Have you heard of “The Butterfly Effect”? I was visiting my mom in Connecticut last summer, when I saw a slim book with this title on her table. Written by Andy Andrews, the story reveals the fifty-year-old scientific theory that the flapping of a butterfly’s wings can move molecules of air able to start a hurricane.

Similarly, the first movement of any form of matter—including people—can start a similar chain reaction. To make his point, Andrews tells how Maine’s own Joshua Chamberlain, then a 34-year-old college professor, led a Civil War charge at Little Round Top that changed the history of the United States and ultimately the fate of the entire world. All from figuratively flapping his wings.

I came across this book again after my mom died in December. I packed it in a box, drove home, slid the package in my writing shed and promptly forgot about it. Cocooned in snow and grief, the only thing I felt like flapping this past winter was my arms in anger at God for not healing my mom, for discouragement that has weighed down my work as a writer, for the seeming futility of it all.

Why bother writing at all? The vulnerability and risk and effort felt like too much, especially with Mom no longer here to encourage me. I wanted to quit, to turn in my author badge and raise chickens or maybe grow tomatoes—something with a more predictable harvest. Have you ever felt like that? Like nothing you do really matters?

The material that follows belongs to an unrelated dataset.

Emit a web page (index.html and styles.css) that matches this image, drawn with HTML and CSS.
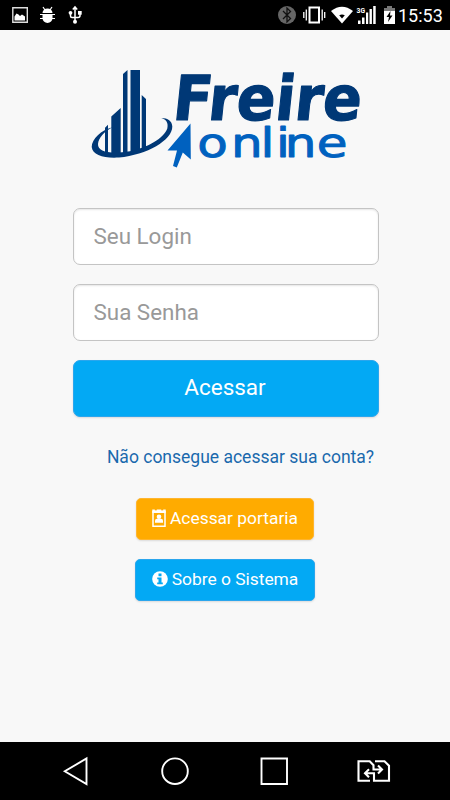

In Galatians 6:9, the apostle Paul writes, “And let us not grow weary in doing good, for in due season we will reap, if we do not give up.”

Last week, I cleaned out my shed and saw Mom’s book. Re-reading this remarkable story, I wondered, was it really possible? Could my actions today—my little flap of writing wings—change the world?

My shed is one of the few spaces where I escape the noise and clutter of life. It is where I produce words that I hope will raise money for orphans and children with disabilities in memory of our daughter Ruth. I hadn’t been in my shed much since losing my mom, and it was filled with dirt and grime. But that day, as I swept and dusted, I found a walnut-sized box in the pocket of a long-forgotten bag. In it was a contract I’d written with myself nine years ago.

“I promise not to quit,” it said. “I promise not to give up. I promise to invest in myself. I promise to write, and I promise to keep writing no matter how hard it gets, no matter how many rejections I get, no matter how tired, or frustrated, or broke or broken I get. I promise to use my passion and my skill to tell the story no matter what.”

On the bottom I’d signed my name. After reading it, I folded the note and tucked it back inside the box. Then I saw the carving on front. It was a big, beautiful butterfly with outstretched wings. Seeing it was a holy affirmation that every little deed does matter. Every prayer, every hope, every dream. Instead of quitting, I’m going to keep flapping my wings in the hope of starting a humanitarian hurricane.

What about you? What part of this hurting world are you going to change? Let’s climb out of our cocoons of discouragement together and keep flapping.